Software that tracks the SOV as a living object solves this: enter this period's percentages (or pull them from field progress), and the G702/G703 PDF, retainage, and balances generate automatically with prior periods already carried. That is how Field PM's AIA progress billing works — your Schedule of Values, change orders, and percent-complete in one place, producing a certified-ready pay application without re-keying.
Frequently asked questions
What is the difference between the AIA G702 and G703?+
The G702 is the one-page "Application and Certificate for Payment" — the summary cover with contract sum, work completed, retainage, prior payments, and amount due, plus signatures. The G703 is the "Continuation Sheet," the line-item detail (your Schedule of Values) showing how much of each item is complete. The G703 rolls up into the totals on the G702.

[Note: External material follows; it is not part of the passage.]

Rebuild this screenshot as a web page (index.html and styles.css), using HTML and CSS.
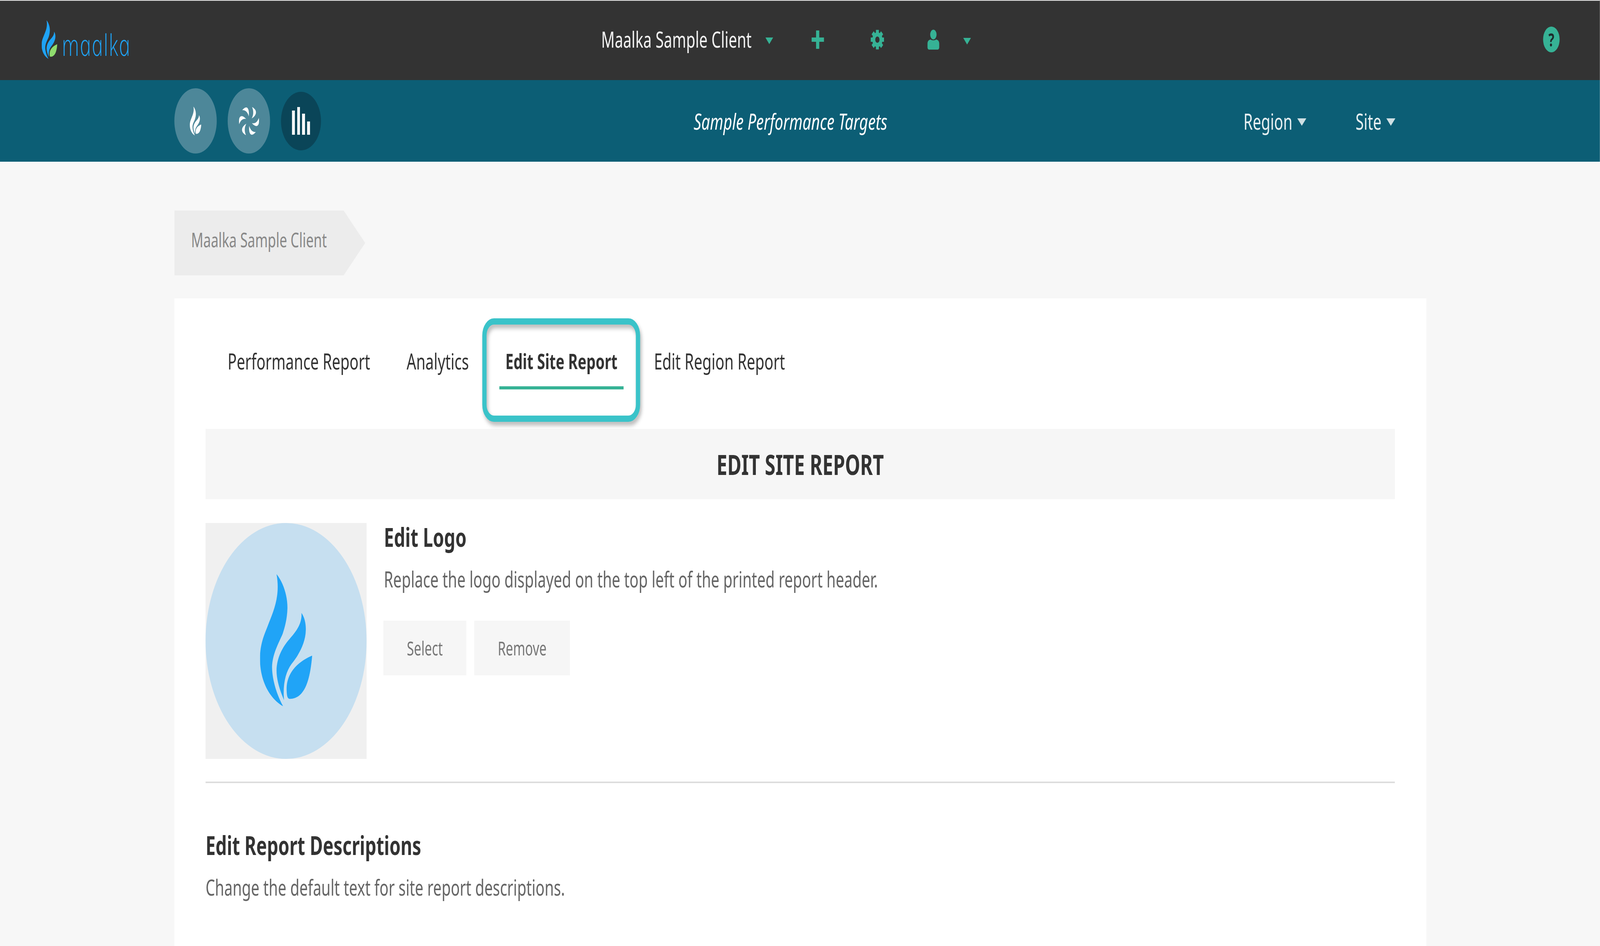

How is retainage calculated on a pay application?+
Retainage is a set percentage (commonly 5% or 10%) withheld from the value of work completed as security. It is calculated on completed work each period, accumulates across pay apps, and is released at substantial and final completion. On the G702 it reduces the current amount due via the "Total Earned Less Retainage" line.
What is a Schedule of Values?+
The Schedule of Values (SOV) breaks your total contract sum into billable line items that sum back to the contract total. It defines the rows of the G703 continuation sheet, and each billing period you update the percent complete on each line to generate that period's pay application.
How do you calculate percent complete for billing?+
For each SOV line, % Complete = (Work Completed to Date + Stored Materials) ÷ Scheduled Value. Work billed this period equals total completed-to-date minus what was billed in prior periods, so you never double-bill an item across periods.
Can I bill for stored materials I have not installed yet?+
Often yes, if the contract allows it. Stored materials delivered to the site (or a bonded warehouse) but not yet installed get their own column on the G703 and count toward total completed-and-stored, subject to documentation requirements like invoices and proof of insurance.